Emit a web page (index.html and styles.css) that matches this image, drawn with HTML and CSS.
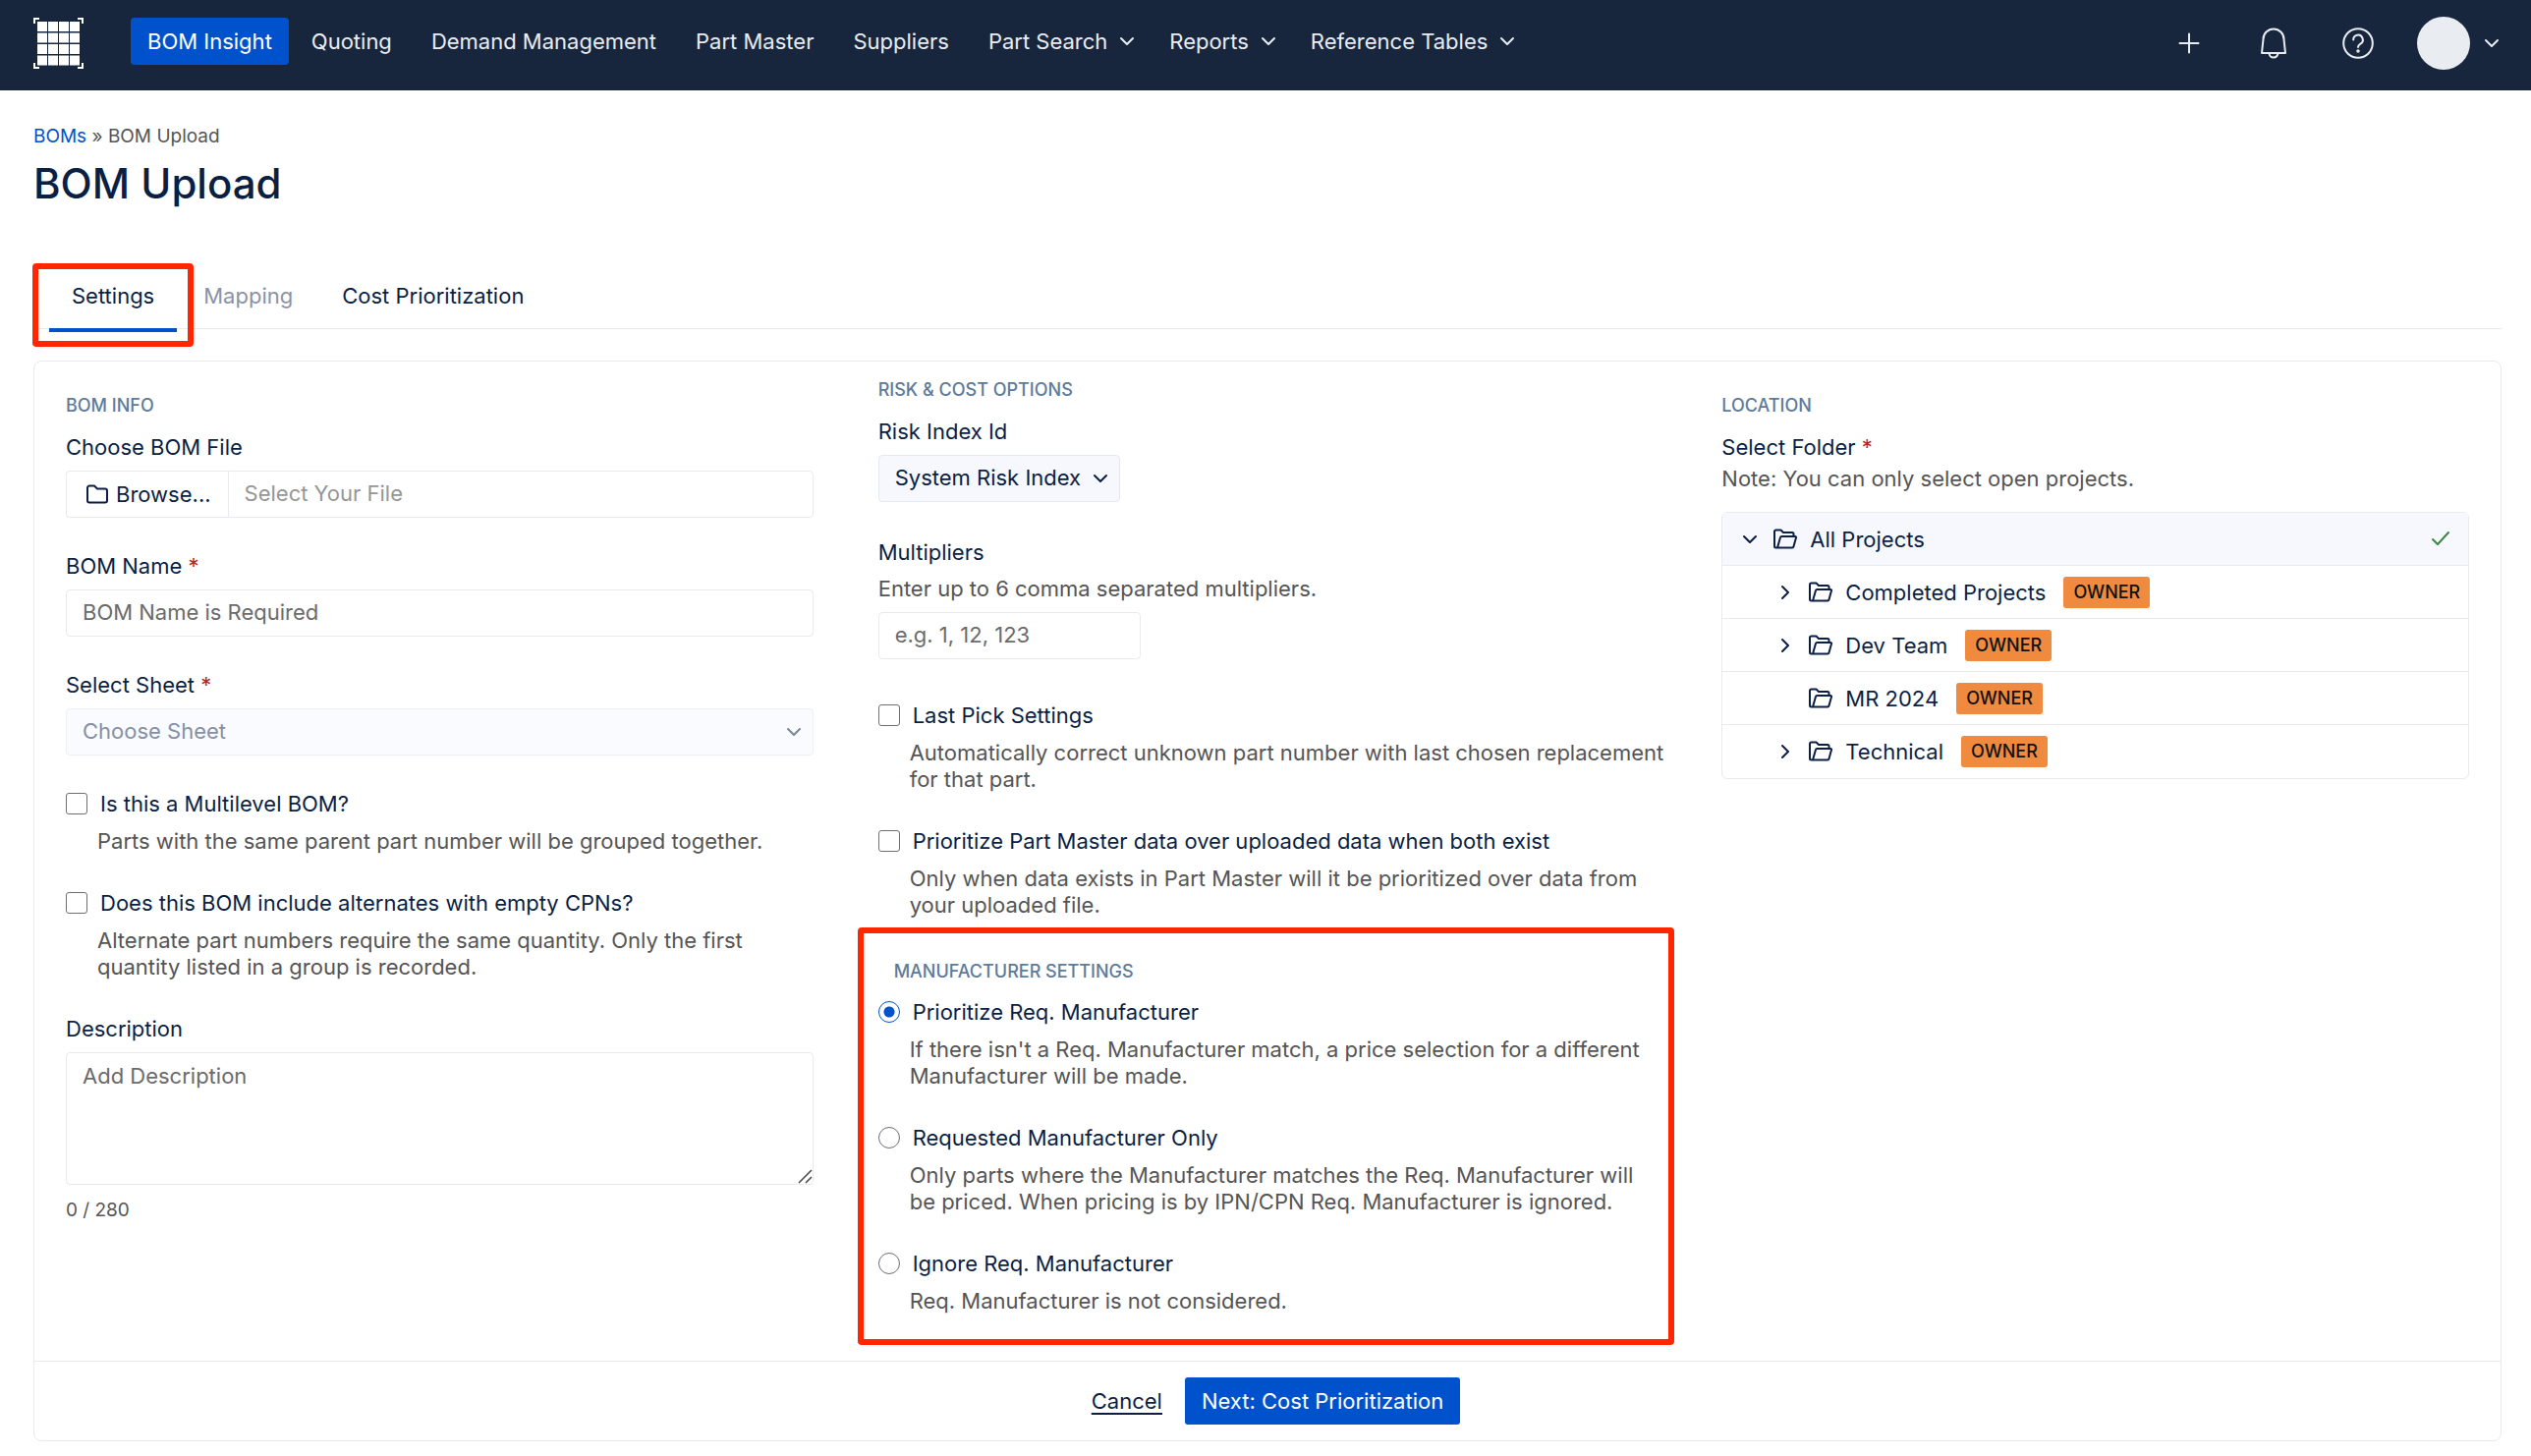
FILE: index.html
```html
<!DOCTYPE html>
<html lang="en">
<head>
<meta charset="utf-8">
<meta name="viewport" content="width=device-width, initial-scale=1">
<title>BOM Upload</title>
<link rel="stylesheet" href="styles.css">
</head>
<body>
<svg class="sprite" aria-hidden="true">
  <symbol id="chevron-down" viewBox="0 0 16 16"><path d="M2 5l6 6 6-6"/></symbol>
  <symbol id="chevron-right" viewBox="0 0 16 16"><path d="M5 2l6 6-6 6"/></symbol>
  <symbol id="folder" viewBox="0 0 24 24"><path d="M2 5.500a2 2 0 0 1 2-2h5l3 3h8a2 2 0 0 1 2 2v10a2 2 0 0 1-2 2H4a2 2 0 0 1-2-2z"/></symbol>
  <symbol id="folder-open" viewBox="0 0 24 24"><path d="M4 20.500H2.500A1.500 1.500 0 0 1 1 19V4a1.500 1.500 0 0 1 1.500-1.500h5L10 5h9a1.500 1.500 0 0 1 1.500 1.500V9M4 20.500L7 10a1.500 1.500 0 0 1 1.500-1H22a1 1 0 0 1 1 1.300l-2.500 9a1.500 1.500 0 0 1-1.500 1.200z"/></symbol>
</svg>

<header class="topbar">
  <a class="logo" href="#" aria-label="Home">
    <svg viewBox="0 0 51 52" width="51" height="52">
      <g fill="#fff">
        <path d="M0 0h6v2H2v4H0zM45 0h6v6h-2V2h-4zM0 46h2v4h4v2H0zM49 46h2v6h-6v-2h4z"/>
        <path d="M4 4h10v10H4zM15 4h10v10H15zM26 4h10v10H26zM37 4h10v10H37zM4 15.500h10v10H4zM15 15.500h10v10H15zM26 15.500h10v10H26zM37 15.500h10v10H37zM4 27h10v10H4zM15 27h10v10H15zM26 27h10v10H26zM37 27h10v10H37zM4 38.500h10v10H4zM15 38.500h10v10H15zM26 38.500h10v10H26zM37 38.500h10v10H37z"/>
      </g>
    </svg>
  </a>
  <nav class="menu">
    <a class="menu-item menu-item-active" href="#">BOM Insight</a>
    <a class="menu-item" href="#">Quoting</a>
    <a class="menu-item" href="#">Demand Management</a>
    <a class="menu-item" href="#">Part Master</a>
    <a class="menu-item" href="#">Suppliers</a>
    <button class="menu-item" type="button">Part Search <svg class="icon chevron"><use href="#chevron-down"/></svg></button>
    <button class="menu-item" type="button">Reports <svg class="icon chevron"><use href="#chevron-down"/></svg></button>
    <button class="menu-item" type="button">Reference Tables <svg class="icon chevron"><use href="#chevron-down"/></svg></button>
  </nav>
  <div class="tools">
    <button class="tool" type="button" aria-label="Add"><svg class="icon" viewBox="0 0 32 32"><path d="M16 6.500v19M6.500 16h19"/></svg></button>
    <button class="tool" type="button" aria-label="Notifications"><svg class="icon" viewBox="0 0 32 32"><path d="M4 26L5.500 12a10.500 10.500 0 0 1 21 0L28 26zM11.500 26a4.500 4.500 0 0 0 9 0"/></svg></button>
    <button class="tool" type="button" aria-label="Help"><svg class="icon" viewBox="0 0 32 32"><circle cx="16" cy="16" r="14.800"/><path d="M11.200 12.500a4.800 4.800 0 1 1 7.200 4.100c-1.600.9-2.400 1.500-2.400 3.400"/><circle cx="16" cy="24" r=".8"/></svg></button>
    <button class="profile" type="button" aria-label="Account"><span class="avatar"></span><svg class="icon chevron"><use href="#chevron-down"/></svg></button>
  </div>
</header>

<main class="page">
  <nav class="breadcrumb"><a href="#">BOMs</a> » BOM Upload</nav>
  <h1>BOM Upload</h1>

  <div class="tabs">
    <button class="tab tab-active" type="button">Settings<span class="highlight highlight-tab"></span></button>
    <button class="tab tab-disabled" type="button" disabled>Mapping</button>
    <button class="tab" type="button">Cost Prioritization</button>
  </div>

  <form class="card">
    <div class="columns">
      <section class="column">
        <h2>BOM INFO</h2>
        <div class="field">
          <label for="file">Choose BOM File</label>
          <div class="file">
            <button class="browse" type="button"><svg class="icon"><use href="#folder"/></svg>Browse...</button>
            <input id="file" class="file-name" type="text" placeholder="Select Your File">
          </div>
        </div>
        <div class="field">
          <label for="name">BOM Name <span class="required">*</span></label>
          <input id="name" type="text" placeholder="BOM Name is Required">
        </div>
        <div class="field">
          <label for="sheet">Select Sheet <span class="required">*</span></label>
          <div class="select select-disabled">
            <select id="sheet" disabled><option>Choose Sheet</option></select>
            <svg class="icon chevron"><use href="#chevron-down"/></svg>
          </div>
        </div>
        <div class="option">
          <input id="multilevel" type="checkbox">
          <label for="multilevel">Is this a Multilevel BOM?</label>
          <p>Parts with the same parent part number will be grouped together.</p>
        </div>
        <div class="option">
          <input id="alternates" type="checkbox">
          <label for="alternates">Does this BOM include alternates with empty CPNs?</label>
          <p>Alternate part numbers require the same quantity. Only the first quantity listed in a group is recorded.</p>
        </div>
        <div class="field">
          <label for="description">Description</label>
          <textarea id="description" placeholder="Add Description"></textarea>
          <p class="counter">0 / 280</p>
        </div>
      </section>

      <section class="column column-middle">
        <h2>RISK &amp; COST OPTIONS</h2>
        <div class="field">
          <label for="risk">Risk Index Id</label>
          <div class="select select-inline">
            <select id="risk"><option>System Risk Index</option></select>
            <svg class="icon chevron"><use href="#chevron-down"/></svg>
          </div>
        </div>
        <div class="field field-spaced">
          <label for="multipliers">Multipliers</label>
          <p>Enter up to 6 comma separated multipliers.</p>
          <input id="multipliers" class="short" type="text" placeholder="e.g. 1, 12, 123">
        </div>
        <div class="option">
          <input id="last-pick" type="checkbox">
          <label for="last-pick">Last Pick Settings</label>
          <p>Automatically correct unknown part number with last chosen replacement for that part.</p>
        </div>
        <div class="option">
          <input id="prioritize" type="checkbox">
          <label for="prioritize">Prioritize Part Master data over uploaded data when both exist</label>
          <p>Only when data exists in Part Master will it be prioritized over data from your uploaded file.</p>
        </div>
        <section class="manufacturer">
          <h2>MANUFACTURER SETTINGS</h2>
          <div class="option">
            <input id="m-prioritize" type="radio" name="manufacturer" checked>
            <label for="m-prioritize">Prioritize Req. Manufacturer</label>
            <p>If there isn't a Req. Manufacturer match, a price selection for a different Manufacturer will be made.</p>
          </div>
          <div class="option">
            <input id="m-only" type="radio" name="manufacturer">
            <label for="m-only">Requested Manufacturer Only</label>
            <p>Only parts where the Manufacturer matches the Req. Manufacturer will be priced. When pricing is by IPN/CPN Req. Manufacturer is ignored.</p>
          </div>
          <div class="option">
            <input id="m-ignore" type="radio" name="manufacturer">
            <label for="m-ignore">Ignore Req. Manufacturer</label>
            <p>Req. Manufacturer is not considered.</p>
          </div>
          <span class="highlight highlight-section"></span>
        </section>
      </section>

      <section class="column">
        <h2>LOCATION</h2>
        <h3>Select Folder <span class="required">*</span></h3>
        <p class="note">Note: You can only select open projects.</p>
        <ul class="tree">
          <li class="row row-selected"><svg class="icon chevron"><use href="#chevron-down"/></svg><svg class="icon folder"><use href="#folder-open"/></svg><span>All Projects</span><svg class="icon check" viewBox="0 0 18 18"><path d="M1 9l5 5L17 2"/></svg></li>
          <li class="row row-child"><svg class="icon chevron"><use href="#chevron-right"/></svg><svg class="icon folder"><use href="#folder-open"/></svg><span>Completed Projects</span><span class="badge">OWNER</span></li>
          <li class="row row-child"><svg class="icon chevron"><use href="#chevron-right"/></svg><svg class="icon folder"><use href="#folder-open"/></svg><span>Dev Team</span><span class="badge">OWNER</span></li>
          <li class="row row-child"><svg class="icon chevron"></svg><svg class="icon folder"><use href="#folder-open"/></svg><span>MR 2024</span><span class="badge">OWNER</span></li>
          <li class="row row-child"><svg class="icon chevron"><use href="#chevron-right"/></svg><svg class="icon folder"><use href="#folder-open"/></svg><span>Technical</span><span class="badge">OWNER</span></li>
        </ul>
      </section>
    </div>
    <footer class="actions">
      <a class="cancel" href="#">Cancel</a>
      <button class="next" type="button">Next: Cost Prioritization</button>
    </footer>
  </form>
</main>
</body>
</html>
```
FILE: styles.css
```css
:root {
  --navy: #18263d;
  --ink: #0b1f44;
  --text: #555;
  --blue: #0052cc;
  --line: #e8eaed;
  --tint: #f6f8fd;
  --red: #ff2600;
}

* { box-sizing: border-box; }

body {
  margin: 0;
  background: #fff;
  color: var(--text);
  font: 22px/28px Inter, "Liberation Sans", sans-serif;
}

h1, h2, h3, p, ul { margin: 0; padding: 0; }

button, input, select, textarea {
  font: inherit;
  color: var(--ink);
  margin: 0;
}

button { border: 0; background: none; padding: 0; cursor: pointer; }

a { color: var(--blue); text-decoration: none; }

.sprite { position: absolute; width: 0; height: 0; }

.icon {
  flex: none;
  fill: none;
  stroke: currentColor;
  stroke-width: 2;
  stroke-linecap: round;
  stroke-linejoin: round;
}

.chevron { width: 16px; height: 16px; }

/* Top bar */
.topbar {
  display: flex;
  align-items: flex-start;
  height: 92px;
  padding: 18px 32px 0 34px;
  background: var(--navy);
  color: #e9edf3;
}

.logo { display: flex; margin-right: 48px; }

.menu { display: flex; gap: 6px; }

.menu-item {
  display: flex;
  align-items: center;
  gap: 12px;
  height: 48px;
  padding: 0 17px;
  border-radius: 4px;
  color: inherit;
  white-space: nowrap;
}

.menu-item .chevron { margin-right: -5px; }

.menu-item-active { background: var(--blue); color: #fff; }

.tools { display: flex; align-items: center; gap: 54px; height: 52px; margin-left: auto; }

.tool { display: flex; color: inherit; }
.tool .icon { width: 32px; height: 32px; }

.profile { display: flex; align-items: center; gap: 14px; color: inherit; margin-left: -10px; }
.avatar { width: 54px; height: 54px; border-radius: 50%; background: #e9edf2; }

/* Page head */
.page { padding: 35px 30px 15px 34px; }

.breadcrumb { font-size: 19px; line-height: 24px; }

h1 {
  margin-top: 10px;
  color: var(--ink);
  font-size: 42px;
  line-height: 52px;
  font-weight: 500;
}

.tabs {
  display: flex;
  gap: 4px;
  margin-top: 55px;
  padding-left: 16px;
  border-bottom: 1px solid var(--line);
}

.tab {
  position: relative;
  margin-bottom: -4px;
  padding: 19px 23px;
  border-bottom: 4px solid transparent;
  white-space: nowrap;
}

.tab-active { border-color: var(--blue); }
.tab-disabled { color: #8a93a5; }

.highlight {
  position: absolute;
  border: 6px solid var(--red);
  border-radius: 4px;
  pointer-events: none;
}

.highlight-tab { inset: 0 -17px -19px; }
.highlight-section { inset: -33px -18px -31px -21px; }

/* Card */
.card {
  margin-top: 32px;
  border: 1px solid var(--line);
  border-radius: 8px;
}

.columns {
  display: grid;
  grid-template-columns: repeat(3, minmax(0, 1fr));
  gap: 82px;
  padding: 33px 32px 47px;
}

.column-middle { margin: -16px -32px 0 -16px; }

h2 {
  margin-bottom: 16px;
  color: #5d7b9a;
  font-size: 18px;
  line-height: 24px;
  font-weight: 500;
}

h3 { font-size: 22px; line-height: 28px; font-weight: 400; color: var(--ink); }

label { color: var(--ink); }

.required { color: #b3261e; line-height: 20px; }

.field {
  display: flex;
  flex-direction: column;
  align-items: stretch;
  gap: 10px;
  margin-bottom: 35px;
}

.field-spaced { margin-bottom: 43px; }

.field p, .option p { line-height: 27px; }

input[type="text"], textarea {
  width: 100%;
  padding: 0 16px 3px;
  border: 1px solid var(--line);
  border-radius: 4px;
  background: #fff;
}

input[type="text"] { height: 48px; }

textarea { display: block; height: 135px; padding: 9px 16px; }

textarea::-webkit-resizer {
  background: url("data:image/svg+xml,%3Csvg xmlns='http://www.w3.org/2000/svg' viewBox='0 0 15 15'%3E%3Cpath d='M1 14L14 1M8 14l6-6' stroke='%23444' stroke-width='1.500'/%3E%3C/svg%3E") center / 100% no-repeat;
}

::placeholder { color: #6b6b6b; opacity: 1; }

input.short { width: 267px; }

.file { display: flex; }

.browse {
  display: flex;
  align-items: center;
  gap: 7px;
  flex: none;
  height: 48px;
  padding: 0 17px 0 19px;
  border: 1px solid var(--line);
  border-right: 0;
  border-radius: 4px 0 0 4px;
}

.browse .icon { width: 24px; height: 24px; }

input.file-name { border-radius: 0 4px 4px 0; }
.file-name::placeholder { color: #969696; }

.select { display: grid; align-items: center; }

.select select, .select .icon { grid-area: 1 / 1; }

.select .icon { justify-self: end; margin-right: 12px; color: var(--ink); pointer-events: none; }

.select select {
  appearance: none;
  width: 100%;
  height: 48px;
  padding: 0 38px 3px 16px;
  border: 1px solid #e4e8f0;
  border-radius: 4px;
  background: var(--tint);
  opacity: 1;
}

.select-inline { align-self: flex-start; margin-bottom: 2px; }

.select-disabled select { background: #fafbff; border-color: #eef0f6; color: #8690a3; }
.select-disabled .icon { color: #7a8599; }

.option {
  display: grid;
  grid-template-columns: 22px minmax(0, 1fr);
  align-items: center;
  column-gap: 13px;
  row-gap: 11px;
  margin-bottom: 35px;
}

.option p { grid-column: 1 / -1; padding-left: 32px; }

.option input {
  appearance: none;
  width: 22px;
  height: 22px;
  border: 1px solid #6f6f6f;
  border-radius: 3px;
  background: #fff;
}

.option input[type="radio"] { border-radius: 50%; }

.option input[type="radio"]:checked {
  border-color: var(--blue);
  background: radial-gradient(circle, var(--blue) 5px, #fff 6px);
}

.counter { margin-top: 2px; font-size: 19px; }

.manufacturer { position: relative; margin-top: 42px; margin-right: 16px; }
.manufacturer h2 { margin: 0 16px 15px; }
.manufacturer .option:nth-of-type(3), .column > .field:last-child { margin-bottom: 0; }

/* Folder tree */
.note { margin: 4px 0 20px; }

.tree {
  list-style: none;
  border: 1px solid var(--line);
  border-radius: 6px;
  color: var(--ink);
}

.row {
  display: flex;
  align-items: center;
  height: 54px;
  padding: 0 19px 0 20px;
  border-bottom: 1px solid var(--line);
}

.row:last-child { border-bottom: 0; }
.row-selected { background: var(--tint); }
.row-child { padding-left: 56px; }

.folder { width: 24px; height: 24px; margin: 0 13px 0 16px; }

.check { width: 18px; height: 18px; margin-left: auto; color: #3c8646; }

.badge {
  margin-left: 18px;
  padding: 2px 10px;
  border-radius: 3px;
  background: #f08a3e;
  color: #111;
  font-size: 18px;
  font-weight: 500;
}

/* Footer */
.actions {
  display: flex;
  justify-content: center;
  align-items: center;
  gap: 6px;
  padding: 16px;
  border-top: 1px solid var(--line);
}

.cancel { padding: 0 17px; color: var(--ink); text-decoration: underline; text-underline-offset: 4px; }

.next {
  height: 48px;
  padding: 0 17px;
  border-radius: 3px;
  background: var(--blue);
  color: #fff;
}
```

Your goal:
Report the number of lines above containing the word "matches", with no other text.

Output of the exercise:
2